Mental Therapy Session With Myself

Are you tired? Did the year 2023 end and you were expecting more? Do you feel as if you failed? Like everything should have gone differently? That life should be happier with the new year? That you should just be exploding with joy. With excitement for just being alive. All full of praise to God for everything. But for some reason your soul and body just feel empty, yet not void. You don’t know why. You don’t know how. And you can’t fix it. Some moments you feel back to normal, yet somehow it flees within only a few hours. What’s wrong, you ask yourself? Your heart is aching. You continue to read the Word and the Bible, you continue to pray sincerely, and you continue to do all you are supposed to. But something’s amiss. Something’s wrong, yet your life couldn’t be better. You began to wonder if your being attacked by the spiritual forces Paul speaks of. Your mind is restless. Your dreams never less than a nightmare. Your body openly speaks to you telling you to rest. Yet, it does no good. So finally you ignore it.

There. Take a breather. Relax.

It’s okay. This isn’t the end of your life. You still live, so rejoice in that. At the moment you have everything you could ever need. Relax your mind. Put the past in the past and the future in the future.

Yet, none of your mental putting-away’s will do you any good without the help of the Lord, who is your shield and refuge. The One who saved you. The One who bought you. You step a little lighter now. A smile shines upon your face. You are not a slave. Jesus Christ has given you life. Abundant life in Him. Let go of everything and give it to Him who is the heir of all things. The one who holds the world with a word of His power. He is the radiance of the glory of God. He has brought salvation to the world. He has given us life. Peace. Joy. Love. Happiness. Patience. Oh, how we need such patience to endure until the 1,335 day. To see Christ face before us. To hear His kind words. To be His. Oh, let Him have His way in my life.

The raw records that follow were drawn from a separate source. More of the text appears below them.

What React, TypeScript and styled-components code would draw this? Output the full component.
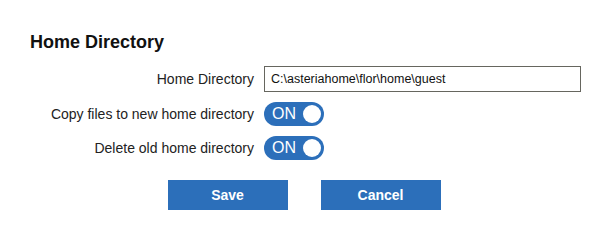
import React from "react";
import styled, { createGlobalStyle } from "styled-components";

const Global = createGlobalStyle`
  html, body { margin: 0; padding: 0; background: #fff; }
  body { font-family: "Liberation Sans", Arial, sans-serif; color: #222; }
`;

const BLUE = "#2c6fba";

const Page = styled.div`
  width: 609px;
  height: 241px;
  box-sizing: border-box;
  padding: 32px 0 0 30px;
`;

const Title = styled.h2`
  margin: 0;
  font-size: 18px;
  line-height: 21px;
  font-weight: bold;
  color: #111;
`;

const Form = styled.div`
  display: grid;
  grid-template-columns: 224px auto;
  column-gap: 10px;
  row-gap: 10px;
  align-items: center;
  margin-top: 13px;
`;

const Label = styled.label`
  text-align: right;
  font-size: 14px;
  color: #222;
`;

const Input = styled.input`
  box-sizing: border-box;
  width: 317px;
  height: 26px;
  border: 1px solid #66665f;
  border-radius: 0;
  padding: 0 6px;
  font-family: "Liberation Sans", Arial, sans-serif;
  font-size: 12.5px;
  color: #111;
  outline: none;
`;

const Toggle = styled.button<{ $on: boolean }>`
  position: relative;
  box-sizing: border-box;
  width: 60px;
  height: 24px;
  border: none;
  border-radius: 12px;
  background: ${(p) => (p.$on ? BLUE : "#bbb")};
  padding: 0 0 0 8px;
  display: flex;
  align-items: center;
  color: #fff;
  font-family: "Liberation Sans", Arial, sans-serif;
  font-size: 16px;
  cursor: pointer;
`;

const Knob = styled.span`
  position: absolute;
  right: 3px;
  top: 3px;
  width: 18px;
  height: 18px;
  border-radius: 50%;
  background: #fff;
`;

const Buttons = styled.div`
  display: flex;
  justify-content: center;
  gap: 33px;
  margin: 20px 0 0 -31px;
`;

const Button = styled.button`
  width: 120px;
  height: 30px;
  border: none;
  background: ${BLUE};
  color: #fff;
  font-family: "Liberation Sans", Arial, sans-serif;
  font-weight: bold;
  font-size: 14px;
  cursor: pointer;
`;

export default function App() {
  return (
    <>
      <Global />
      <Page>
        <Title>Home Directory</Title>
        <Form>
          <Label>Home Directory</Label>
          <Input defaultValue={"C:\\asteriahome\\flor\\home\\guest"} />
          <Label>Copy files to new home directory</Label>
          <div>
            <Toggle $on>
              ON
              <Knob />
            </Toggle>
          </div>
          <Label>Delete old home directory</Label>
          <div>
            <Toggle $on>
              ON
              <Knob />
            </Toggle>
          </div>
        </Form>
        <Buttons>
          <Button>Save</Button>
          <Button>Cancel</Button>
        </Buttons>
      </Page>
    </>
  );
}
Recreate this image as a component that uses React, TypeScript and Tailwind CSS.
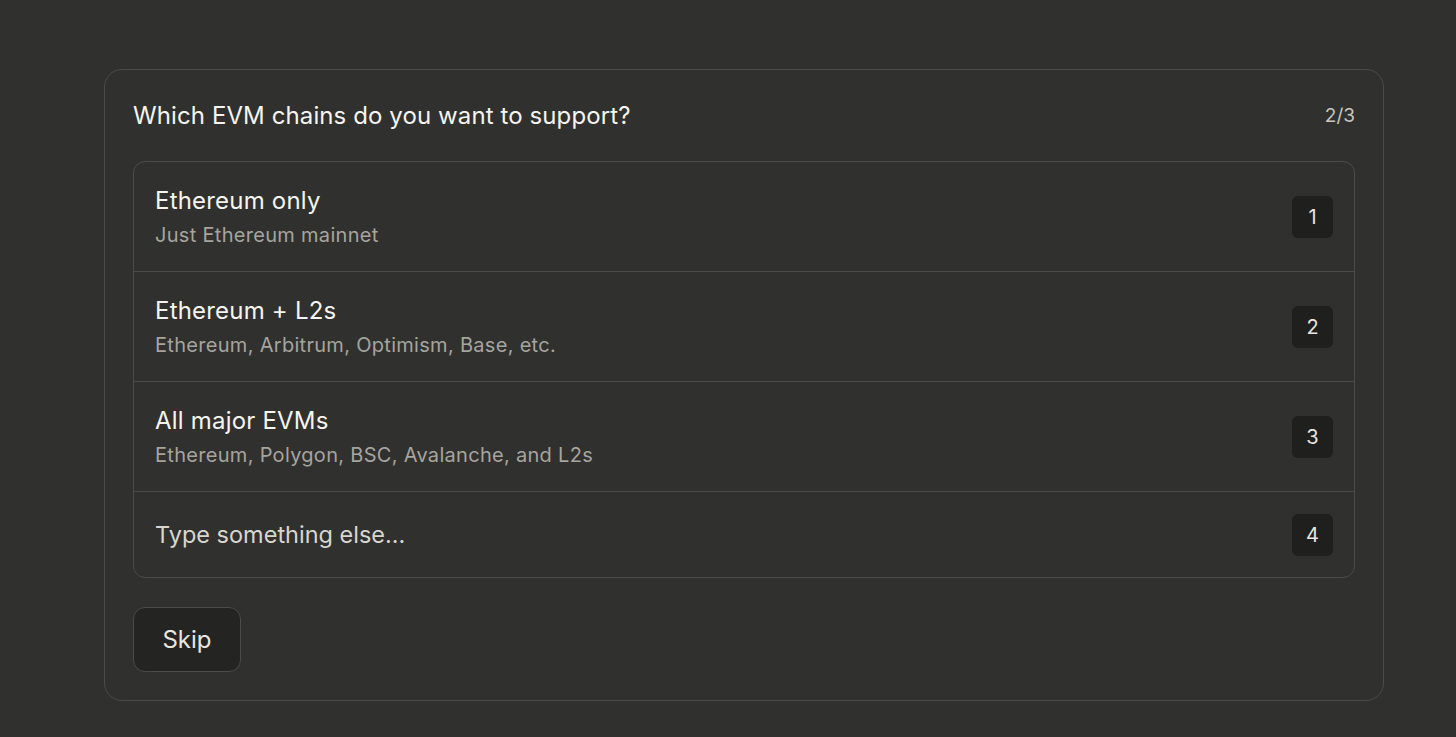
import React from "react";

const options = [
  { title: "Ethereum only", sub: "Just Ethereum mainnet", n: "1" },
  { title: "Ethereum + L2s", sub: "Ethereum, Arbitrum, Optimism, Base, etc.", n: "2" },
  { title: "All major EVMs", sub: "Ethereum, Polygon, BSC, Avalanche, and L2s", n: "3" },
];

function Badge({ n }: { n: string }) {
  return (
    <div className="w-[41px] h-[42px] rounded-[6px] bg-[#1f1f1e] flex items-center justify-center text-[20px] text-[#e8e6e0]">
      {n}
    </div>
  );
}

export default function App() {
  return (
    <div
      className="w-[1456px] h-[737px] bg-[#30302e] pt-[69px] pl-[104px]"
      style={{ fontFamily: "Inter, 'Noto Sans', sans-serif" }}
    >
      <div className="w-[1280px] h-[632px] border border-[#4b4b48] rounded-[18px] px-[28px] pt-[27px] pb-[28px]">
        <div className="flex items-center justify-between h-[38px]">
          <div className="text-[24px] text-[#f5f4ef] tracking-[0.1px]">Which EVM chains do you want to support?</div>
          <div className="text-[19px] text-[#c9c7c0]">2/3</div>
        </div>
        <div className="mt-[26px] border border-[#4b4b48] rounded-[12px]">
          {options.map((o) => (
            <div
              key={o.n}
              className="flex items-center justify-between h-[110px] border-b border-[#4b4b48] pl-[21px] pr-[21px]"
            >
              <div className="flex flex-col">
                <div className="text-[24px] leading-[32px] tracking-[0.2px] text-[#f5f4ef]">{o.title}</div>
                <div className="text-[20px] leading-[28px] tracking-[0.3px] mt-[4px] text-[#a6a49e]">{o.sub}</div>
              </div>
              <Badge n={o.n} />
            </div>
          ))}
          <div className="flex items-center justify-between h-[85px] pl-[21px] pr-[21px]">
            <div className="text-[23.5px] text-[#d8d6cf]">Type something else...</div>
            <Badge n="4" />
          </div>
        </div>
        <button className="mt-[29px] w-[108px] h-[65px] rounded-[12px] bg-[#242422] border border-[#4b4b48] text-[24px] text-[#e8e6e0]">
          Skip
        </button>
      </div>
    </div>
  );
}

God is the only way to get to God. He is the only one who give us rest. His burden is light and His yoke is easy. Come to Him. Run to Him. He loves you.

I suddenly close my eyes. Why have I let you see into them? A stranger. Someone I don’t know. Yet, what if it is someone I do know. Will they look at me in a new way? Why have I shared? I question. Self-condemnation swamps me. Why did I reveal myself? I am not perfect, yet no one wants to see my imperfections. Hide them. Yet, now you have spilled your heart out to the world. I groan. But then I remind myself that it doesn’t matter how the world or other people see me. As long as I am following the LORD God, I need not know any fear of what people think of me. I am loved by God. And that is everything. He is my hope. My life. My everything. He stands strong when my world is quaking. God is wonderful. Jesus, I love You. Please carry me through this storm and the rest of my days upon this earth. All glory to You!

[And it continues on yet still, so I am leaving to go pray and spend time with my Maker.]